Key takeaways on what Grafton Group’s completed Cygnum acquisition means for the company, the Irish construction sector, and building materials investors

  • Grafton Group completed the acquisition of Cygnum Holdings on 31 March 2026, integrating the Cork-based timber frame manufacturer into its Chadwicks Group division and establishing a direct manufacturing capability in offsite construction.
  • Cygnum generated 45.6 million euros in revenue and 7.9 million euros in adjusted operating profit in 2025, representing a 17.3% margin that is above-average for made-to-order manufacturing and suggests a high-quality underlying business.
  • Timber frame adoption in Irish scheme housing has risen from 37% in 2019 to 61% of notified intentions in the second half of 2025, driven primarily by on-site labour scarcity rather than materials cost alone.
  • Cygnum’s production capacity has been expanded to 2,500 units annually, roughly double its 2025 delivery volume, creating both growth optionality and near-term utilisation risk if Irish commencement rates remain suppressed following the 2025 pull-forward.
  • The acquisition positions Chadwicks Group as a one-stop shop across distributed materials and manufactured structural components for new-build developers, deepening the customer relationship and improving revenue defensibility versus pure distribution.

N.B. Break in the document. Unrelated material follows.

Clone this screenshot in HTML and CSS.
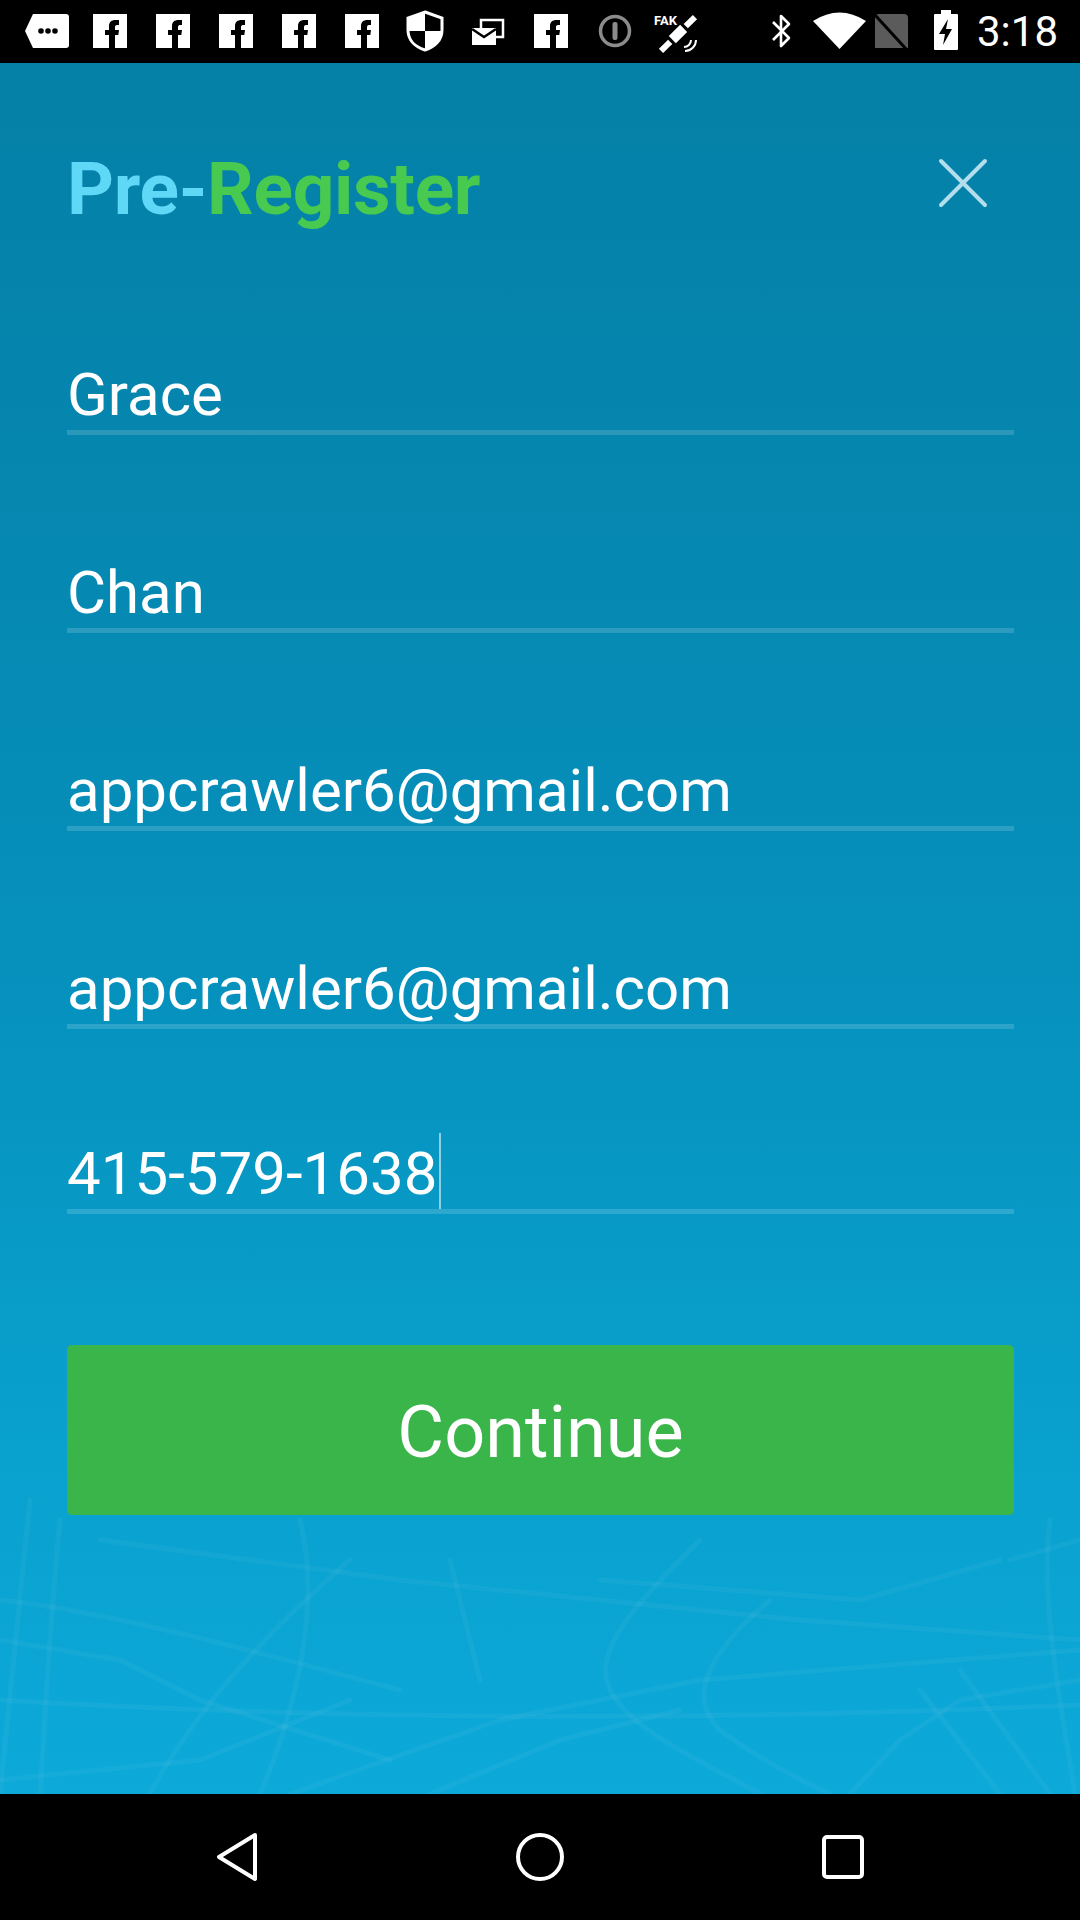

  • Integration risk is managed through retention of the Cygnum management team under performance incentives, but Grafton must balance autonomy with cross-selling integration to protect Cygnum’s customer relationships and capture the commercial rationale simultaneously.
  • Grafton shares trade around 905p against a consensus analyst target of approximately 1,177p, implying 30% upside; the Cygnum deal adds strategic coherence but is unlikely alone to drive a material rerating without evidence of broader Irish construction volume recovery.
  • The deal is consistent with a trend across European building materials distribution toward vertical adjacency into manufactured components, where customer relationships are stickier and margins are typically higher than in commodity distribution.
  • A sharp drop in Irish housing commencements in 2025 to around 16,000, from over 69,000 in 2024, creates a pipeline air pocket that may affect near-term Cygnum order intake before normalisation, representing a phasing risk for first-year earnings accretion.
  • Ireland’s government target of 60,000 annual completions by 2030 versus a 2025 output of 36,000 represents the demand runway that underpins Grafton’s strategic logic; whether that target is achievable remains contested, but the direction of travel favours timber frame specialists positioned at the intersection of speed, labour efficiency, and carbon compliance.